*Objective*.
Omit all pictures. Copy the rest of the material exactly.
-- Supplied data start --
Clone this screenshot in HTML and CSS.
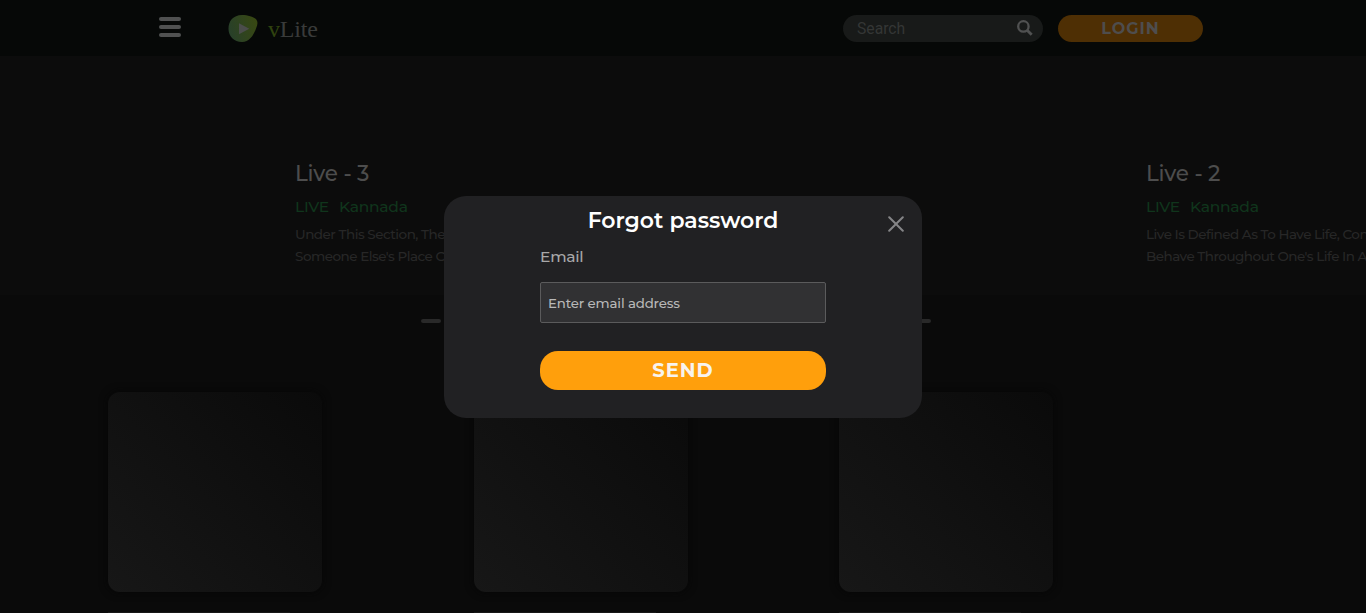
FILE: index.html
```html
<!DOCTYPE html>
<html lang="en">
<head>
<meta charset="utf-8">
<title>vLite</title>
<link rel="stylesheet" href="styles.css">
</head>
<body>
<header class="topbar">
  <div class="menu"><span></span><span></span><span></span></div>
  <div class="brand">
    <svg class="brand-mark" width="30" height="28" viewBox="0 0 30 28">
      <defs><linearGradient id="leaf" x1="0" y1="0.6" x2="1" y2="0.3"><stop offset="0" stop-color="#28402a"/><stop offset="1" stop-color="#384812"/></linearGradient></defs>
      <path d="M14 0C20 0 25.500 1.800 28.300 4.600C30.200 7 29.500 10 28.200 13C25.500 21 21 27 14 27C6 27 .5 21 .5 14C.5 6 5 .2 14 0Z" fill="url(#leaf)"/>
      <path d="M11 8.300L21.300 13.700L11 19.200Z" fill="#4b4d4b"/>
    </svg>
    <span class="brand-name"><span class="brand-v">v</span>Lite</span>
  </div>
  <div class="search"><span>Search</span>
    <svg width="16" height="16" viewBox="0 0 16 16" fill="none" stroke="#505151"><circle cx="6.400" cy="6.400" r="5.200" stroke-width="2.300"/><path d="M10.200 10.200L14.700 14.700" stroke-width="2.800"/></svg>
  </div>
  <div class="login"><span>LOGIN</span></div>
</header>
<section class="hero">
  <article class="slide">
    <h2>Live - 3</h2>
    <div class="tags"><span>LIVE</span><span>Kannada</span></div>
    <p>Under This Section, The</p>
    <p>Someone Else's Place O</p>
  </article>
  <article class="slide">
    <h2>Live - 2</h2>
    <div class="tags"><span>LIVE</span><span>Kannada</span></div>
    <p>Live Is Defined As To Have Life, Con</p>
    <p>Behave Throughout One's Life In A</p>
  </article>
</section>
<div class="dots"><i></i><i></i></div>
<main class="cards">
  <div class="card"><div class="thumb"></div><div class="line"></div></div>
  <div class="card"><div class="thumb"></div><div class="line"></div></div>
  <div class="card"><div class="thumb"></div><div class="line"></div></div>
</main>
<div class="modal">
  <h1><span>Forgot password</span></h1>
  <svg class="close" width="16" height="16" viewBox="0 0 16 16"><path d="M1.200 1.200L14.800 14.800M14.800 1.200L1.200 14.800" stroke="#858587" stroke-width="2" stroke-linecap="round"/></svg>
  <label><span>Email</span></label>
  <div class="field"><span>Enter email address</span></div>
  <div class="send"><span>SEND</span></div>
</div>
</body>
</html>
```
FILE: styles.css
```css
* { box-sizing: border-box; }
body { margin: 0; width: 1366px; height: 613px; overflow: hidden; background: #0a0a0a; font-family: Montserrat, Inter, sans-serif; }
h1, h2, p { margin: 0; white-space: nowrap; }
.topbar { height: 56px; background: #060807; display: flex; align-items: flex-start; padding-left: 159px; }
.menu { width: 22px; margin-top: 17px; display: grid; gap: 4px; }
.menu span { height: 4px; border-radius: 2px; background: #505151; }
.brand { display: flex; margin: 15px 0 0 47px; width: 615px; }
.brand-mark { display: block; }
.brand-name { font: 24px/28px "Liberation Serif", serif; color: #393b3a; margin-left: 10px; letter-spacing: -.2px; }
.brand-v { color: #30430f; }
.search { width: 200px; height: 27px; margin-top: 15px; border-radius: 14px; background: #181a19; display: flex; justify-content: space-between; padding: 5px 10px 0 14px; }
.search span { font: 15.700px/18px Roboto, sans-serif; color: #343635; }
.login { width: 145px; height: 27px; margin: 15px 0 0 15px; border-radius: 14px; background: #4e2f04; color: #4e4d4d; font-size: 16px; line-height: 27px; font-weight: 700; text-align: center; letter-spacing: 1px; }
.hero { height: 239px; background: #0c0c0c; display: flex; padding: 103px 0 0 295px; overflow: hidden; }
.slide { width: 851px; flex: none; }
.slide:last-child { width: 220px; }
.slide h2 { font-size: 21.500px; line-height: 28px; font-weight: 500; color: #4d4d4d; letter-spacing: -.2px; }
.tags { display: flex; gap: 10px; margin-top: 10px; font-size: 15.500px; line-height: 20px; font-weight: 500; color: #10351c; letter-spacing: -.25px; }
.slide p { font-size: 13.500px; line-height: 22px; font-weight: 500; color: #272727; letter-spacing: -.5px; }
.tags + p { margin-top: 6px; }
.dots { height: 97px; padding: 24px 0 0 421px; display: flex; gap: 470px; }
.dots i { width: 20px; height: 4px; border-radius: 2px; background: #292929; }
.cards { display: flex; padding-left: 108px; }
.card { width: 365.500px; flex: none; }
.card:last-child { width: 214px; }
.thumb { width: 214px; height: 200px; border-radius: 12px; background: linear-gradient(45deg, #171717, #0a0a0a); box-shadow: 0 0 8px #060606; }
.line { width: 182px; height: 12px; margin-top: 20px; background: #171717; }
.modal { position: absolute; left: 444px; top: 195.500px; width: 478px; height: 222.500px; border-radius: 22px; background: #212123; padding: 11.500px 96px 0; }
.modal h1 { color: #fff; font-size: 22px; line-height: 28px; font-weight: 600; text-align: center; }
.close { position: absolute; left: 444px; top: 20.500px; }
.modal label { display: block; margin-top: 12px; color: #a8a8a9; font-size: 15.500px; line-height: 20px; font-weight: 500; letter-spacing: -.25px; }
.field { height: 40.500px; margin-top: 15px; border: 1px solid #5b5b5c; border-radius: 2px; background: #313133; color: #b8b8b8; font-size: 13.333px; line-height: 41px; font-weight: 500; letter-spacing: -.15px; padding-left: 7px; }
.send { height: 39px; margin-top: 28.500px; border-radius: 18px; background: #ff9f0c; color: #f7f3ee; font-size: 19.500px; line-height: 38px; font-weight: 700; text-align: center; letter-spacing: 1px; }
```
-- Supplied data end --
*The response*.
Clone this screenshot in HTML and CSS.
FILE: index.html
```html
<!DOCTYPE html>
<html lang="en">
<head>
<meta charset="utf-8">
<title>vLite</title>
<link rel="stylesheet" href="styles.css">
</head>
<body>
<header class="topbar">
  <div class="menu"><span></span><span></span><span></span></div>
  <div class="brand">
    <svg class="brand-mark" width="30" height="28" viewBox="0 0 30 28">
      <defs><linearGradient id="leaf" x1="0" y1="0.6" x2="1" y2="0.3"><stop offset="0" stop-color="#28402a"/><stop offset="1" stop-color="#384812"/></linearGradient></defs>
      <path d="M14 0C20 0 25.500 1.800 28.300 4.600C30.200 7 29.500 10 28.200 13C25.500 21 21 27 14 27C6 27 .5 21 .5 14C.5 6 5 .2 14 0Z" fill="url(#leaf)"/>
      <path d="M11 8.300L21.300 13.700L11 19.200Z" fill="#4b4d4b"/>
    </svg>
    <span class="brand-name"><span class="brand-v">v</span>Lite</span>
  </div>
  <div class="search"><span>Search</span>
    <svg width="16" height="16" viewBox="0 0 16 16" fill="none" stroke="#505151"><circle cx="6.400" cy="6.400" r="5.200" stroke-width="2.300"/><path d="M10.200 10.200L14.700 14.700" stroke-width="2.800"/></svg>
  </div>
  <div class="login"><span>LOGIN</span></div>
</header>
<section class="hero">
  <article class="slide">
    <h2>Live - 3</h2>
    <div class="tags"><span>LIVE</span><span>Kannada</span></div>
    <p>Under This Section, The</p>
    <p>Someone Else's Place O</p>
  </article>
  <article class="slide">
    <h2>Live - 2</h2>
    <div class="tags"><span>LIVE</span><span>Kannada</span></div>
    <p>Live Is Defined As To Have Life, Con</p>
    <p>Behave Throughout One's Life In A</p>
  </article>
</section>
<div class="dots"><i></i><i></i></div>
<main class="cards">
  <div class="card"><div class="thumb"></div><div class="line"></div></div>
  <div class="card"><div class="thumb"></div><div class="line"></div></div>
  <div class="card"><div class="thumb"></div><div class="line"></div></div>
</main>
<div class="modal">
  <h1><span>Forgot password</span></h1>
  <svg class="close" width="16" height="16" viewBox="0 0 16 16"><path d="M1.200 1.200L14.800 14.800M14.800 1.200L1.200 14.800" stroke="#858587" stroke-width="2" stroke-linecap="round"/></svg>
  <label><span>Email</span></label>
  <div class="field"><span>Enter email address</span></div>
  <div class="send"><span>SEND</span></div>
</div>
</body>
</html>
```
FILE: styles.css
```css
* { box-sizing: border-box; }
body { margin: 0; width: 1366px; height: 613px; overflow: hidden; background: #0a0a0a; font-family: Montserrat, Inter, sans-serif; }
h1, h2, p { margin: 0; white-space: nowrap; }
.topbar { height: 56px; background: #060807; display: flex; align-items: flex-start; padding-left: 159px; }
.menu { width: 22px; margin-top: 17px; display: grid; gap: 4px; }
.menu span { height: 4px; border-radius: 2px; background: #505151; }
.brand { display: flex; margin: 15px 0 0 47px; width: 615px; }
.brand-mark { display: block; }
.brand-name { font: 24px/28px "Liberation Serif", serif; color: #393b3a; margin-left: 10px; letter-spacing: -.2px; }
.brand-v { color: #30430f; }
.search { width: 200px; height: 27px; margin-top: 15px; border-radius: 14px; background: #181a19; display: flex; justify-content: space-between; padding: 5px 10px 0 14px; }
.search span { font: 15.700px/18px Roboto, sans-serif; color: #343635; }
.login { width: 145px; height: 27px; margin: 15px 0 0 15px; border-radius: 14px; background: #4e2f04; color: #4e4d4d; font-size: 16px; line-height: 27px; font-weight: 700; text-align: center; letter-spacing: 1px; }
.hero { height: 239px; background: #0c0c0c; display: flex; padding: 103px 0 0 295px; overflow: hidden; }
.slide { width: 851px; flex: none; }
.slide:last-child { width: 220px; }
.slide h2 { font-size: 21.500px; line-height: 28px; font-weight: 500; color: #4d4d4d; letter-spacing: -.2px; }
.tags { display: flex; gap: 10px; margin-top: 10px; font-size: 15.500px; line-height: 20px; font-weight: 500; color: #10351c; letter-spacing: -.25px; }
.slide p { font-size: 13.500px; line-height: 22px; font-weight: 500; color: #272727; letter-spacing: -.5px; }
.tags + p { margin-top: 6px; }
.dots { height: 97px; padding: 24px 0 0 421px; display: flex; gap: 470px; }
.dots i { width: 20px; height: 4px; border-radius: 2px; background: #292929; }
.cards { display: flex; padding-left: 108px; }
.card { width: 365.500px; flex: none; }
.card:last-child { width: 214px; }
.thumb { width: 214px; height: 200px; border-radius: 12px; background: linear-gradient(45deg, #171717, #0a0a0a); box-shadow: 0 0 8px #060606; }
.line { width: 182px; height: 12px; margin-top: 20px; background: #171717; }
.modal { position: absolute; left: 444px; top: 195.500px; width: 478px; height: 222.500px; border-radius: 22px; background: #212123; padding: 11.500px 96px 0; }
.modal h1 { color: #fff; font-size: 22px; line-height: 28px; font-weight: 600; text-align: center; }
.close { position: absolute; left: 444px; top: 20.500px; }
.modal label { display: block; margin-top: 12px; color: #a8a8a9; font-size: 15.500px; line-height: 20px; font-weight: 500; letter-spacing: -.25px; }
.field { height: 40.500px; margin-top: 15px; border: 1px solid #5b5b5c; border-radius: 2px; background: #313133; color: #b8b8b8; font-size: 13.333px; line-height: 41px; font-weight: 500; letter-spacing: -.15px; padding-left: 7px; }
.send { height: 39px; margin-top: 28.500px; border-radius: 18px; background: #ff9f0c; color: #f7f3ee; font-size: 19.500px; line-height: 38px; font-weight: 700; text-align: center; letter-spacing: 1px; }
```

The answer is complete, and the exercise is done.